5–10 Sept 2021
Online
Europe/Lisbon timezone

Short-Baseline neutrino oscillation searches with the ICARUS detector

5 Sept 2021, 17:20
20m
Online

Online

Talk Neutrino physics Neutrino physics

Speaker

Bruce Howard (Fermilab)

Description

The ICARUS collaboration employed the 760-ton T600 detector in a successful three-year physics run at the underground LNGS laboratories studying neutrino oscillations with the CNGS neutrino beam from CERN, and searching for atmospheric neutrino interactions. ICARUS performed a sensitive search for LSND-like anomalous νe appearance in the CNGS beam, which contributed to the constraints on the allowed parameters to a narrow region around 1 eV$^2$, where all the experimental results can be coherently accommodated at 90% C.L. After a significant overhaul at CERN, the T600 detector has been installed at Fermilab. In 2020 cryogenic commissioning began with detector cool down, liquid Argon filling and recirculation. ICARUS has started operations and is presently in its commissioning phase, collecting the first neutrino events from the Booster Neutrino Beam and the NuMI off-axis. The main goal of the first year of ICARUS data taking will then be the definitive verification of the recent claim by NEUTRINO-4 short baseline reactor experiment both in the $\nu_\mu$ channel with the BNB and in the $\nu_e$ with NuMI. After the first year of operations, ICARUS will commence its search for evidence of a sterile neutrino jointly with the SBND near detector, within the Short Baseline Neutrino (SBN) program.

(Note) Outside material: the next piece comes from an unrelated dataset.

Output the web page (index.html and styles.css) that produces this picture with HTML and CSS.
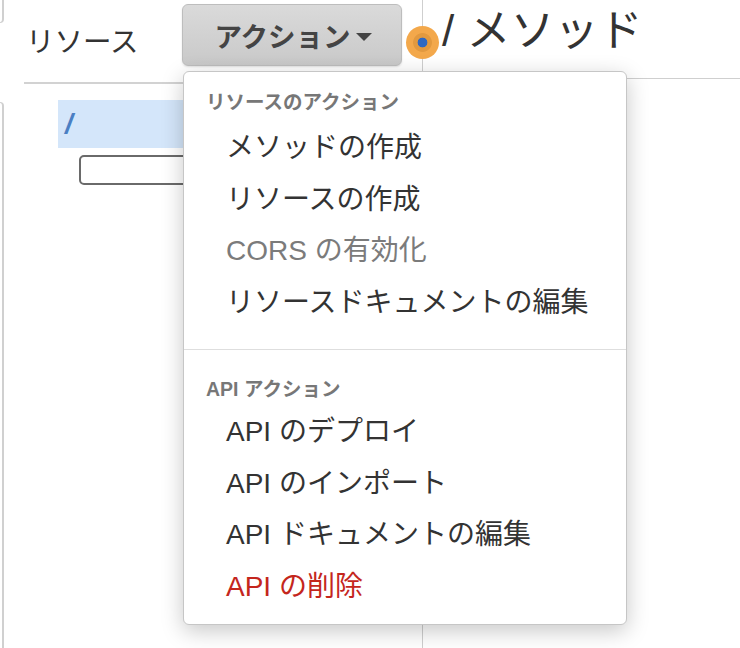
FILE: index.html
```html
<!DOCTYPE html>
<html lang="ja">
<head>
<meta charset="utf-8">
<title>リソース</title>
<link rel="stylesheet" href="styles.css">
</head>
<body>
<div class="page">
  <div class="stub">
    <div class="stub-top"></div>
    <div class="stub-bottom"></div>
  </div>
  <div class="resources">
    <div class="res-head">
      <div class="res-title">リソース</div>
      <button class="action-btn">アクション<span class="caret"></span></button>
    </div>
    <div class="tree">
      <div class="tree-row selected"><span class="slash">/</span></div>
      <div class="tree-input"></div>
    </div>
  </div>
  <div class="methods">
    <div class="methods-head">/ メソッド</div>
  </div>

  <span class="badge"></span>

  <div class="menu">
    <div class="menu-header">リソースのアクション</div>
    <div class="menu-item">メソッドの作成</div>
    <div class="menu-item">リソースの作成</div>
    <div class="menu-item disabled">CORS の有効化</div>
    <div class="menu-item">リソースドキュメントの編集</div>
    <div class="menu-sep"></div>
    <div class="menu-header second">API アクション</div>
    <div class="menu-item">API のデプロイ</div>
    <div class="menu-item">API のインポート</div>
    <div class="menu-item">API ドキュメントの編集</div>
    <div class="menu-item danger">API の削除</div>
  </div>
</div>
</body>
</html>
```

FILE: styles.css
```css
* { box-sizing: border-box; }
html, body {
  margin: 0;
  padding: 0;
  background: #fff;
}
body {
  font-family: "Liberation Sans", "Noto Sans CJK JP", sans-serif;
  color: #333;
}
.page {
  position: relative;
  display: grid;
  grid-template-columns: 4px 419px 1fr;
  width: 740px;
  height: 648px;
  overflow: hidden;
}

/* left edge stubs */
.stub {
  display: flex;
  flex-direction: column;
}
.stub-top {
  height: 23px;
  border-right: 2px solid #d0d0d0;
  border-bottom: 1px solid #d0d0d0;
  border-bottom-right-radius: 5px;
}
.stub-bottom {
  flex: 1;
  margin-top: 79px;
  border-right: 2px solid #d0d0d0;
  border-top: 1px solid #d0d0d0;
  border-top-right-radius: 5px;
}

/* resources panel */
.resources {
  border-right: 1px solid #cfcfcf;
}
.res-head {
  display: flex;
  align-items: flex-start;
  margin-left: 20px;
  height: 84px;
  border-bottom: 2px solid #d2d2d2;
}
.res-title {
  width: 158px;
  padding-left: 2px;
  margin-top: 27px;
  font-size: 28.5px;
  line-height: 31px;
  color: #333;
}
.action-btn {
  display: flex;
  align-items: center;
  justify-content: center;
  margin-top: 4px;
  width: 220px;
  height: 62px;
  padding: 0 0 0 2px;
  border: 1px solid #bdbdbd;
  border-radius: 6px;
  background: linear-gradient(#dadada, #c9c9c9);
  box-shadow: 0 1px 2px rgba(0,0,0,0.12);
  font-family: "Liberation Sans", "Noto Sans CJK JP", sans-serif;
  font-weight: 700;
  font-size: 27.5px;
  color: #444;
}
.caret {
  display: inline-block;
  width: 0;
  height: 0;
  margin-left: 5px;
  margin-top: 4px;
  border-left: 8px solid transparent;
  border-right: 8px solid transparent;
  border-top: 8px solid #444;
}
.tree {
  display: flex;
  flex-direction: column;
}
.tree-row {
  margin-top: 16px;
  margin-left: 54px;
  height: 48px;
  display: flex;
  align-items: center;
  padding-left: 7px;
}
.tree-row.selected {
  background: #d4e6fa;
}
.slash {
  font-size: 28px;
  font-weight: 700;
  font-style: italic;
  color: #4a7fc3;
}
.tree-input {
  margin-top: 7px;
  margin-left: 75px;
  width: 260px;
  height: 30px;
  border: 2px solid #6a6a6a;
  border-radius: 5px;
}

/* methods panel */
.methods-head {
  height: 79px;
  border-bottom: 1px solid #cfcfcf;
  padding-left: 19px;
  padding-top: 7px;
  font-size: 44px;
  line-height: 48px;
  color: #333;
}

/* status badge over the divider */
.badge {
  position: absolute;
  left: 406px;
  top: 26px;
  width: 33px;
  height: 33px;
  border-radius: 50%;
  background: radial-gradient(circle, #2d68c3 0 4.6px, #e2993f 5.2px 9px, #f3a84b 9.8px);
}

/* dropdown menu */
.menu {
  position: absolute;
  left: 183px;
  top: 71px;
  width: 444px;
  height: 554px;
  background: #fff;
  border: 1.5px solid #c6c6c6;
  border-radius: 6px;
  box-shadow: 0 6px 22px rgba(0,0,0,0.22);
  padding-top: 16px;
}
.menu-header {
  padding-left: 22px;
  font-size: 19.5px;
  line-height: 28px;
  font-weight: 700;
  color: #777;
  margin-bottom: 6px;
}
.menu-header.second {
  margin-bottom: 3px;
}
.menu-item {
  padding-left: 42px;
  font-size: 28px;
  line-height: 51.5px;
  color: #333;
}
.menu-item.disabled { color: #7b7b7b; }
.menu-item.danger { color: #c4261d; }
.menu-sep {
  margin: 21px 0 25px;
  height: 0;
  border-top: 1.5px solid #dedede;
}
```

The ICARUS exposure to the NuMI beam will also give the possibility for other physics studies such as light dark matter searches and neutrino-Argon cross section measurements. The proposed contribution will address ICARUS achievements, its status and plans for the new run at Fermilab and the ongoing developments of the analysis tools needed to fulfill its physics program.